→ Task description
Below is some material; set it all down exactly, apart from the pictures.

→ Dataset section
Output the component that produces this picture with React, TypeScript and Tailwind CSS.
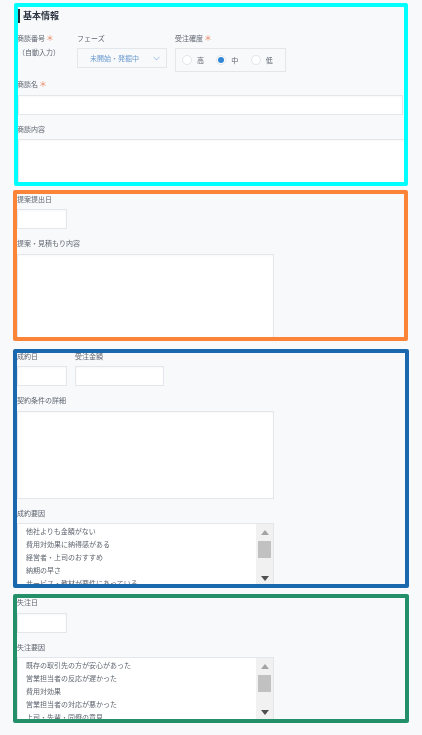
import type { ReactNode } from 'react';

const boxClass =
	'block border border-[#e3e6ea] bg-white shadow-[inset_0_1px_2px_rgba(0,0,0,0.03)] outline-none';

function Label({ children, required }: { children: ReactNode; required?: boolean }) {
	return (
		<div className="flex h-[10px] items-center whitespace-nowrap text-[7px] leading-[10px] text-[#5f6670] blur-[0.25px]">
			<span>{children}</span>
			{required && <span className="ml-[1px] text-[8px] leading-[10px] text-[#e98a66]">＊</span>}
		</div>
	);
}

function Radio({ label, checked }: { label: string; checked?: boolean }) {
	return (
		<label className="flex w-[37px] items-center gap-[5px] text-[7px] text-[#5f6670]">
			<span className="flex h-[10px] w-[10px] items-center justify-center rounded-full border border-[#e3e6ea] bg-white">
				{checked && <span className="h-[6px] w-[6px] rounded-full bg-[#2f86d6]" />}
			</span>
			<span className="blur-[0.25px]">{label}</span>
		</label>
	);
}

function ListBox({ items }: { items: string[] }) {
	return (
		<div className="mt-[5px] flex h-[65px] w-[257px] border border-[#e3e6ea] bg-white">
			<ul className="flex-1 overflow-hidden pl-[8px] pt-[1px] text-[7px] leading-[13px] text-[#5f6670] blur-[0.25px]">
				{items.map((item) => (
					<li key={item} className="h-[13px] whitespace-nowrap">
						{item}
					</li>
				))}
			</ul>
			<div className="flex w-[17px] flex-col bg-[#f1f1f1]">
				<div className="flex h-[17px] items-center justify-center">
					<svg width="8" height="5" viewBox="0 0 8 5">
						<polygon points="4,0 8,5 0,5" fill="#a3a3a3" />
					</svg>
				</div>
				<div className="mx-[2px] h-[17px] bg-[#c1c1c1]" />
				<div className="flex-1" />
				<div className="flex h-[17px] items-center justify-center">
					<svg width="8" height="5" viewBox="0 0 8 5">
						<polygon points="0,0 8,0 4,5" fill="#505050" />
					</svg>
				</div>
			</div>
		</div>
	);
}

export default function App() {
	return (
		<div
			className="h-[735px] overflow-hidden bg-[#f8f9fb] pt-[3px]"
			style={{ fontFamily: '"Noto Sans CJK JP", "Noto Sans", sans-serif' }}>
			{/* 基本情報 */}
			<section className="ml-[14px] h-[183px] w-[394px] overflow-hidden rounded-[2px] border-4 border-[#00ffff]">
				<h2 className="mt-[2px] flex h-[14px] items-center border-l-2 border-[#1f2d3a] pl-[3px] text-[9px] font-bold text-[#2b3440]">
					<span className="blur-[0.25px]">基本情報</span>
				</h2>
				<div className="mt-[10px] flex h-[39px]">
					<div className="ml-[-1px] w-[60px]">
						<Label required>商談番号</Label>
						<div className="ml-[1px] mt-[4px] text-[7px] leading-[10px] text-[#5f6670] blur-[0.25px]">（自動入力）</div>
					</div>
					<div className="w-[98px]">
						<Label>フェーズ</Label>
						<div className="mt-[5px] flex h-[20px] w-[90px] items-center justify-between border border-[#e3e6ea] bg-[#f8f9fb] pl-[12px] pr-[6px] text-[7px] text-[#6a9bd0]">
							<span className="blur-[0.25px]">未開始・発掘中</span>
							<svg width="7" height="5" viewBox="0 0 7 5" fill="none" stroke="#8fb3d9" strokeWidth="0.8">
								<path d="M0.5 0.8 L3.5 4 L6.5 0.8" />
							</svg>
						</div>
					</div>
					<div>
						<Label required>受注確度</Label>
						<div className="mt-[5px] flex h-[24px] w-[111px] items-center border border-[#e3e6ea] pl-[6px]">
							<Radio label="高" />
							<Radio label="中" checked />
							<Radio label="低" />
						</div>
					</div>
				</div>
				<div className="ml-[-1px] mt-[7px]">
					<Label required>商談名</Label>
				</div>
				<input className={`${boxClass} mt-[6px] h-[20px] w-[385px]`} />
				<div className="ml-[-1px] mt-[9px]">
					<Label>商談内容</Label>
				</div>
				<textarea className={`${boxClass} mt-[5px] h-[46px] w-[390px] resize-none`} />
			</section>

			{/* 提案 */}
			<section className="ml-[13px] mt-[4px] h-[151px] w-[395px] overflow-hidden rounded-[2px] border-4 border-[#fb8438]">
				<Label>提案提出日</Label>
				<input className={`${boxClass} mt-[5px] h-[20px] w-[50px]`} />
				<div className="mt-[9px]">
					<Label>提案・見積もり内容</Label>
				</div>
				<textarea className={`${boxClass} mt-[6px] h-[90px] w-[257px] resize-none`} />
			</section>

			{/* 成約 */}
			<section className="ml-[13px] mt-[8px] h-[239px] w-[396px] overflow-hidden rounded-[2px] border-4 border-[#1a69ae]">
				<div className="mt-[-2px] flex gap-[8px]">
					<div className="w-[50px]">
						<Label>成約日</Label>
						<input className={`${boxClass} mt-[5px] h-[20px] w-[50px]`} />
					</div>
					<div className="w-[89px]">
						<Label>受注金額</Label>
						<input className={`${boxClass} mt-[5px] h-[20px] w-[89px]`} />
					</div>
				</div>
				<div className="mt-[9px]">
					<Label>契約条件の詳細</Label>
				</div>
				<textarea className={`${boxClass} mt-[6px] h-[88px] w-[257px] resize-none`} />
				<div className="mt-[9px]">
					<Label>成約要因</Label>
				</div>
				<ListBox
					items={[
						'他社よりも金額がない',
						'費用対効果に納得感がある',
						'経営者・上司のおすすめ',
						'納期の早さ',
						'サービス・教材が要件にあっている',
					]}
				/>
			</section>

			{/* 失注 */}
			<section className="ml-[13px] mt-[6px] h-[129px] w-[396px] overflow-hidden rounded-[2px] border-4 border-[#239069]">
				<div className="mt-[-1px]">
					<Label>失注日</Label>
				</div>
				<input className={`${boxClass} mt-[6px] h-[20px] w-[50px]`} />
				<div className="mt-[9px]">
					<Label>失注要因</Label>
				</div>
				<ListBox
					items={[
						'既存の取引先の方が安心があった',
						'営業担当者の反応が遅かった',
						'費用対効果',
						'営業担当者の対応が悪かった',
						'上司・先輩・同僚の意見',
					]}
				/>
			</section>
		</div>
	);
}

→ Written answer
Output the component that produces this picture with React, TypeScript and Tailwind CSS.
import type { ReactNode } from 'react';

const boxClass =
	'block border border-[#e3e6ea] bg-white shadow-[inset_0_1px_2px_rgba(0,0,0,0.03)] outline-none';

function Label({ children, required }: { children: ReactNode; required?: boolean }) {
	return (
		<div className="flex h-[10px] items-center whitespace-nowrap text-[7px] leading-[10px] text-[#5f6670] blur-[0.25px]">
			<span>{children}</span>
			{required && <span className="ml-[1px] text-[8px] leading-[10px] text-[#e98a66]">＊</span>}
		</div>
	);
}

function Radio({ label, checked }: { label: string; checked?: boolean }) {
	return (
		<label className="flex w-[37px] items-center gap-[5px] text-[7px] text-[#5f6670]">
			<span className="flex h-[10px] w-[10px] items-center justify-center rounded-full border border-[#e3e6ea] bg-white">
				{checked && <span className="h-[6px] w-[6px] rounded-full bg-[#2f86d6]" />}
			</span>
			<span className="blur-[0.25px]">{label}</span>
		</label>
	);
}

function ListBox({ items }: { items: string[] }) {
	return (
		<div className="mt-[5px] flex h-[65px] w-[257px] border border-[#e3e6ea] bg-white">
			<ul className="flex-1 overflow-hidden pl-[8px] pt-[1px] text-[7px] leading-[13px] text-[#5f6670] blur-[0.25px]">
				{items.map((item) => (
					<li key={item} className="h-[13px] whitespace-nowrap">
						{item}
					</li>
				))}
			</ul>
			<div className="flex w-[17px] flex-col bg-[#f1f1f1]">
				<div className="flex h-[17px] items-center justify-center">
					<svg width="8" height="5" viewBox="0 0 8 5">
						<polygon points="4,0 8,5 0,5" fill="#a3a3a3" />
					</svg>
				</div>
				<div className="mx-[2px] h-[17px] bg-[#c1c1c1]" />
				<div className="flex-1" />
				<div className="flex h-[17px] items-center justify-center">
					<svg width="8" height="5" viewBox="0 0 8 5">
						<polygon points="0,0 8,0 4,5" fill="#505050" />
					</svg>
				</div>
			</div>
		</div>
	);
}

export default function App() {
	return (
		<div
			className="h-[735px] overflow-hidden bg-[#f8f9fb] pt-[3px]"
			style={{ fontFamily: '"Noto Sans CJK JP", "Noto Sans", sans-serif' }}>
			{/* 基本情報 */}
			<section className="ml-[14px] h-[183px] w-[394px] overflow-hidden rounded-[2px] border-4 border-[#00ffff]">
				<h2 className="mt-[2px] flex h-[14px] items-center border-l-2 border-[#1f2d3a] pl-[3px] text-[9px] font-bold text-[#2b3440]">
					<span className="blur-[0.25px]">基本情報</span>
				</h2>
				<div className="mt-[10px] flex h-[39px]">
					<div className="ml-[-1px] w-[60px]">
						<Label required>商談番号</Label>
						<div className="ml-[1px] mt-[4px] text-[7px] leading-[10px] text-[#5f6670] blur-[0.25px]">（自動入力）</div>
					</div>
					<div className="w-[98px]">
						<Label>フェーズ</Label>
						<div className="mt-[5px] flex h-[20px] w-[90px] items-center justify-between border border-[#e3e6ea] bg-[#f8f9fb] pl-[12px] pr-[6px] text-[7px] text-[#6a9bd0]">
							<span className="blur-[0.25px]">未開始・発掘中</span>
							<svg width="7" height="5" viewBox="0 0 7 5" fill="none" stroke="#8fb3d9" strokeWidth="0.8">
								<path d="M0.5 0.8 L3.5 4 L6.5 0.8" />
							</svg>
						</div>
					</div>
					<div>
						<Label required>受注確度</Label>
						<div className="mt-[5px] flex h-[24px] w-[111px] items-center border border-[#e3e6ea] pl-[6px]">
							<Radio label="高" />
							<Radio label="中" checked />
							<Radio label="低" />
						</div>
					</div>
				</div>
				<div className="ml-[-1px] mt-[7px]">
					<Label required>商談名</Label>
				</div>
				<input className={`${boxClass} mt-[6px] h-[20px] w-[385px]`} />
				<div className="ml-[-1px] mt-[9px]">
					<Label>商談内容</Label>
				</div>
				<textarea className={`${boxClass} mt-[5px] h-[46px] w-[390px] resize-none`} />
			</section>

			{/* 提案 */}
			<section className="ml-[13px] mt-[4px] h-[151px] w-[395px] overflow-hidden rounded-[2px] border-4 border-[#fb8438]">
				<Label>提案提出日</Label>
				<input className={`${boxClass} mt-[5px] h-[20px] w-[50px]`} />
				<div className="mt-[9px]">
					<Label>提案・見積もり内容</Label>
				</div>
				<textarea className={`${boxClass} mt-[6px] h-[90px] w-[257px] resize-none`} />
			</section>

			{/* 成約 */}
			<section className="ml-[13px] mt-[8px] h-[239px] w-[396px] overflow-hidden rounded-[2px] border-4 border-[#1a69ae]">
				<div className="mt-[-2px] flex gap-[8px]">
					<div className="w-[50px]">
						<Label>成約日</Label>
						<input className={`${boxClass} mt-[5px] h-[20px] w-[50px]`} />
					</div>
					<div className="w-[89px]">
						<Label>受注金額</Label>
						<input className={`${boxClass} mt-[5px] h-[20px] w-[89px]`} />
					</div>
				</div>
				<div className="mt-[9px]">
					<Label>契約条件の詳細</Label>
				</div>
				<textarea className={`${boxClass} mt-[6px] h-[88px] w-[257px] resize-none`} />
				<div className="mt-[9px]">
					<Label>成約要因</Label>
				</div>
				<ListBox
					items={[
						'他社よりも金額がない',
						'費用対効果に納得感がある',
						'経営者・上司のおすすめ',
						'納期の早さ',
						'サービス・教材が要件にあっている',
					]}
				/>
			</section>

			{/* 失注 */}
			<section className="ml-[13px] mt-[6px] h-[129px] w-[396px] overflow-hidden rounded-[2px] border-4 border-[#239069]">
				<div className="mt-[-1px]">
					<Label>失注日</Label>
				</div>
				<input className={`${boxClass} mt-[6px] h-[20px] w-[50px]`} />
				<div className="mt-[9px]">
					<Label>失注要因</Label>
				</div>
				<ListBox
					items={[
						'既存の取引先の方が安心があった',
						'営業担当者の反応が遅かった',
						'費用対効果',
						'営業担当者の対応が悪かった',
						'上司・先輩・同僚の意見',
					]}
				/>
			</section>
		</div>
	);
}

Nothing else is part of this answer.